Coronary lesion physiological assessment and imaging (FFR, IVUS, OCT)
Manipal Hospitals’ Cardiac Unit in Goa boasts of futuristic diagnostic and testing machinery that combines advanced technology and high precision tools to present the most complex of cases with accuracy. Typical cardiac tests reveal the extent of the damage done to the coronary arteries, helping our cardiologists to plan the appropriate and most effective treatment.
Fractional Flow Reserve (FFR)
Fractional Flow Reserve (FFR) is a guide wire-based process that precisely measures blood pressure and how freely the blood flow is through a specific part of your coronary artery. Based on the readings where the speed of the blood flow can indicate blockages, cardiologists can decide on the best option between angioplasty or stenting, or plain medications.

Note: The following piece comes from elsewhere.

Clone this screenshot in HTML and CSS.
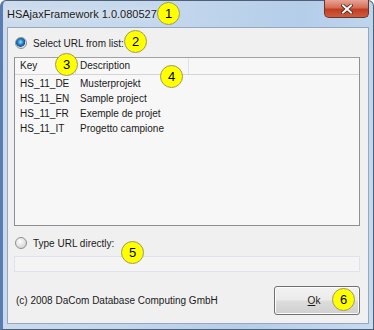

Intravascular Ultra Sound (IVUS).
This test is performed in the Cath lab, or even non-invasive Multislice CT scans. Here, very high frequency sound waves, called ultrasound, are emitted by a transducer. These are beyond the range of human hearing and bounce off the various types of tissue structures in the body. These echoes are converted into a picture. The cross-section view of the images help interventional cardiologists in stent sizing, and to ascertain if the stent has been placed optimally, is fully expanded and enclosed within the vessel wall.
Optical Coherence Tomography (OCT)
Optical Coherence Tomography (OCT) uses infrared light to make a detailed evaluation of coronary atherosclerotic plaques and of the vascular response to coronary interventional devices, such as new generation coronary stents. Optical coherence tomography can also be used as a guide for coronary intervention.